MilesCranmer commented 1 year ago

I see, thanks. Indeed that look hard for recursion. We are lucky in this sense because we never have expressions with more than ~100 nodes or so, but in the future I definitely want to try some sort of stack-based evaluation.

By the way, unrelated but eventually I would love to build some sort of interface between JuMP/MOI and SymbolicRegression.jl. Maybe so you evolve symbolic models in a JuMP problem, or maybe so you could use JuMP inside an objective to optimize a symbolic expression found by SymbolicRegression.jl. At the very least it could be useful to build a converter between them, like the one we have for Symbolics.jl.

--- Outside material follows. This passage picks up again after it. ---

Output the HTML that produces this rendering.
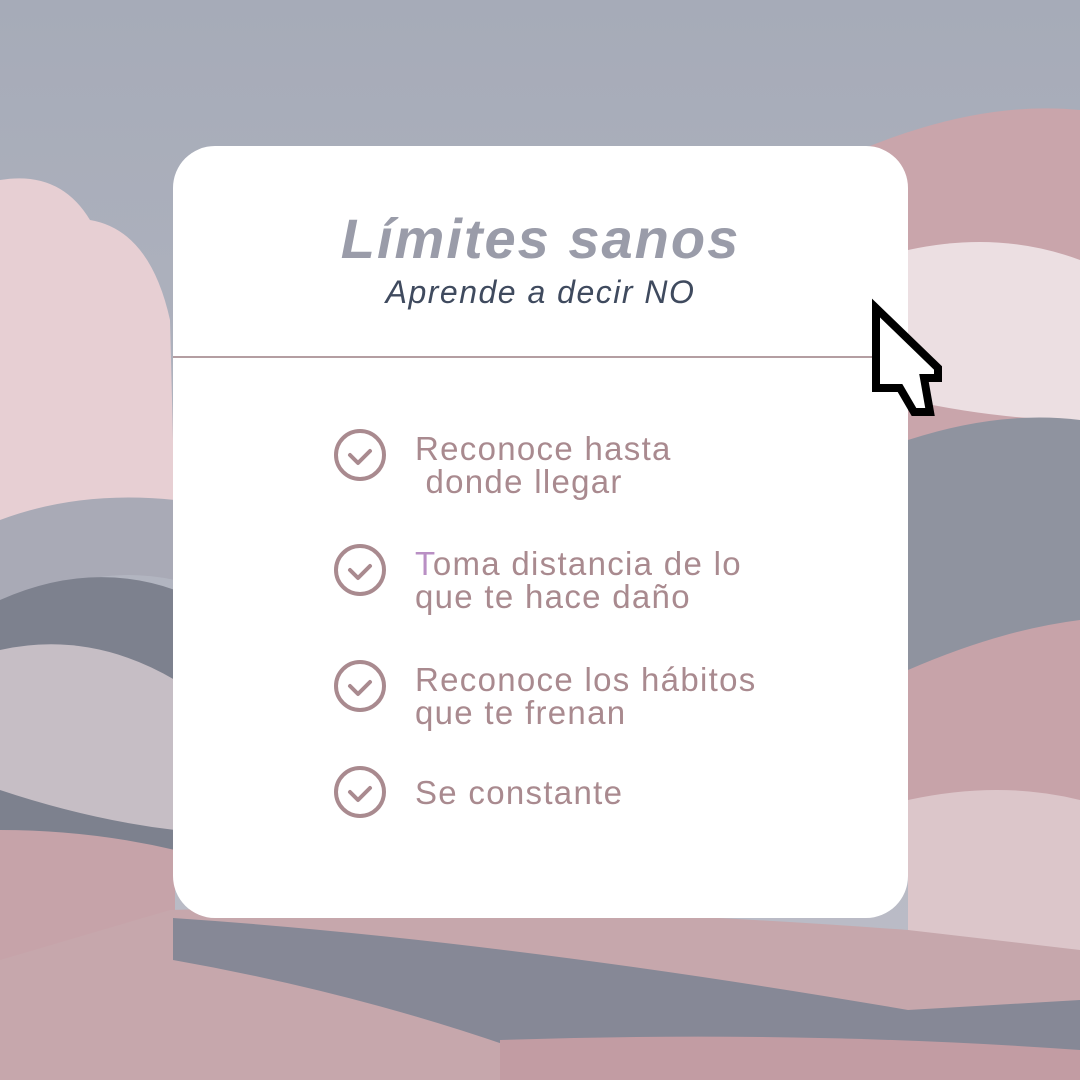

MilesCranmer commented 1 year ago

Sometimes Julia code optimization is so weird. On Julia 1.9-rc3, this function:

function tree_mapreduce(f_leaf::F1, f_branch::F2, op::G, tree::N; preserve_sharing::Bool=false, result_type::Type{RT}=Nothing) where {T,N<:Node{T},F1<:Function,F2<:Function,G<:Function,RT}
    preserve_sharing && return @with_memoization(_tree_mapreduce(f_leaf, f_branch, op, tree), IdDict{N,RT}())
    return _tree_mapreduce(f_leaf, f_branch, op, tree)
end

is 2x slower than this function (only change is commenting out the conditional return):

function tree_mapreduce(f_leaf::F1, f_branch::F2, op::G, tree::N; preserve_sharing::Bool=false, result_type::Type{RT}=Nothing) where {T,N<:Node{T},F1<:Function,F2<:Function,G<:Function,RT}
    # preserve_sharing && return @with_memoization(_tree_mapreduce(f_leaf, f_branch, op, tree), IdDict{N,RT}())
    return _tree_mapreduce(f_leaf, f_branch, op, tree)
end

even when preserve_sharing is set to false! This is true even if I annotate the return type, even with -O3, etc.

But I don't see this for 1.8.5.

Maybe the precompilation caching is breaking something about this inline macro?

MilesCranmer commented 1 year ago

Fixed in https://discourse.julialang.org/t/strange-performance-issue-on-1-9-0-rc3/98427/10. Was quite a subtle issue.

I have since merged the "tree as collections" in #27 to be included in v0.8.0 onwards. Thanks for the tips @Moelf @odow!